Do vfprintf statements compiled on Cygwin go through libiberty which
then calls fprintf, or is there another vfprintf in whatever C library
I'm linking against (either Cygwin's or Microsoft's)?

> I'd say it would be pretty silly do reimplement all of the 
> actual printf guts just to do file multiplexing, but
> whatever.  If you want to see the underlying
> implementation of printf that Cygwin uses, look in newlib. 
> If you want to see the underlying implementation of printf
> that MinGW uses, you need the source code to MSVCRT which
> I believe is only available if you buy MS Visual Studio.

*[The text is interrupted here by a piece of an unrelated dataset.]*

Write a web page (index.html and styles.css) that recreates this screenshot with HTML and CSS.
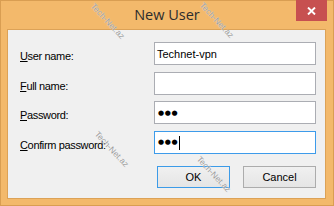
FILE: index.html
```html
<!DOCTYPE html>
<html>
<head>
<meta charset="utf-8">
<title>New User</title>
<link rel="stylesheet" href="styles.css">
</head>
<body>
<div class="window">
  <div class="titlebar">
    <span class="title">New User</span>
    <div class="close">
      <svg width="9" height="8" viewBox="0 0 9 8"><path d="M1 0.5 L8 7.5 M8 0.5 L1 7.5" stroke="#fff" stroke-width="1.9" fill="none"/></svg>
    </div>
  </div>
  <div class="content">
    <div class="form">
      <label class="lbl"><u>U</u>ser name:</label>
      <div class="input">Technet-vpn</div>
      <label class="lbl"><u>F</u>ull name:</label>
      <div class="input"></div>
      <label class="lbl"><u>P</u>assword:</label>
      <div class="input pw">●●●</div>
      <label class="lbl"><u>C</u>onfirm password:</label>
      <div class="input pw focus">●●●<span class="caret"></span></div>
    </div>
    <div class="buttons">
      <button class="btn default">OK</button>
      <button class="btn">Cancel</button>
    </div>
  </div>
  <span class="wm wm1">Tech-Net.az</span>
  <span class="wm wm2">Tech-Net.az</span>
  <span class="wm wm3">Tech-Net.az</span>
  <span class="wm wm4">Tech-Net.az</span>
</div>
</body>
</html>
```
FILE: styles.css
```css
* { box-sizing: border-box; }
html, body { margin: 0; padding: 0; }
body { width: 334px; height: 206px; overflow: hidden; background: #f2b86a; }
.window {
  position: relative;
  width: 334px;
  height: 206px;
  background: #f3b96b;
  border: 1px solid #d99e52;
  display: flex;
  flex-direction: column;
  font-family: "Liberation Sans", Arial, sans-serif;
  font-size: 11px;
  color: #000;
}
.titlebar {
  height: 28px;
  display: flex;
  align-items: flex-start;
  justify-content: center;
  position: relative;
}
.title {
  font-family: "Open Sans", "Noto Sans", sans-serif;
  font-size: 14.5px;
  line-height: 20px;
  margin-top: 4px;
  color: #2d2d2d;
}
.close {
  position: absolute;
  top: -1px;
  right: 6px;
  width: 31px;
  height: 21px;
  background: #c75050;
  display: flex;
  align-items: center;
  justify-content: center;
}
.close svg { display: block; }
.content {
  flex: 1;
  margin: 0 7px 6px 6px;
  border: 1px solid #dca257;
  background: #f0f0f0;
  display: flex;
  flex-direction: column;
}
.form {
  display: grid;
  grid-template-columns: 134px 162px;
  grid-auto-rows: 23px;
  row-gap: 6.5px;
  padding: 12px 0 0 12px;
}
.lbl {
  line-height: 13px;
  padding-top: 8px;
  white-space: nowrap;
  letter-spacing: -0.35px;
}
.lbl u { text-underline-offset: 1px; }
.input {
  background: #fff;
  border: 1px solid #abadb3;
  line-height: 19px;
  padding: 1px 0 0 2px;
  white-space: nowrap;
  display: flex;
  align-items: center;
}
.pw {
  font-family: "DejaVu Sans", sans-serif;
  font-size: 7px;
  letter-spacing: 0.6px;
  padding-left: 3px;
}
.focus { border-color: #3d9bea; }
.caret {
  display: inline-block;
  width: 1px;
  height: 14px;
  background: #000;
  margin-left: 1px;
}
.buttons {
  display: flex;
  justify-content: flex-end;
  gap: 13px;
  padding: 0 9px 0 0;
  margin-top: 12px;
}
.btn {
  width: 73px;
  height: 22px;
  font-family: "Liberation Sans", Arial, sans-serif;
  font-size: 11px;
  color: #000;
  background: linear-gradient(#f0f0f0, #e5e5e5);
  border: 1px solid #acacac;
  padding: 0;
  margin: 0;
}
.btn.default { border-color: #3c9be8; }
.wm {
  position: absolute;
  font-family: "Liberation Sans", Arial, sans-serif;
  font-size: 8.5px;
  color: #9c9c9c;
  text-shadow: 0 0 1px #fff;
  transform-origin: 0 0;
  transform: rotate(47deg);
  white-space: nowrap;
}
.wm1 { left: 95px; top: 0px; }
.wm2 { left: 204px; top: -1px; }
.wm3 { left: 99px; top: 128px; }
.wm4 { left: 201px; top: 153px; }
```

What I'm planning on doing is having a library with a printf-like
function where I can do...

float radius = 1.0;
mySpecialPrintf(f1,f2,"The radius is %f %U\n",radius,"in","mm");

And the result would be that in one file you get
"The radius is 1.000 in"
And in the other you'd get...
"The radius is 25.40 mm"

Basically it would be just like printf except that it is printing to two
files and that any floating point printing gets converted.
So what I'd have to change is that %f eats 3 arguments, the number and
two units.  Then I'd call a unit conversion library.
I'd also create a new format (not sure if capital U is taken already) to
print the previously used units.

Having this library would avoid me writing two fprintf statements and
having to do all the converstion inside the main program.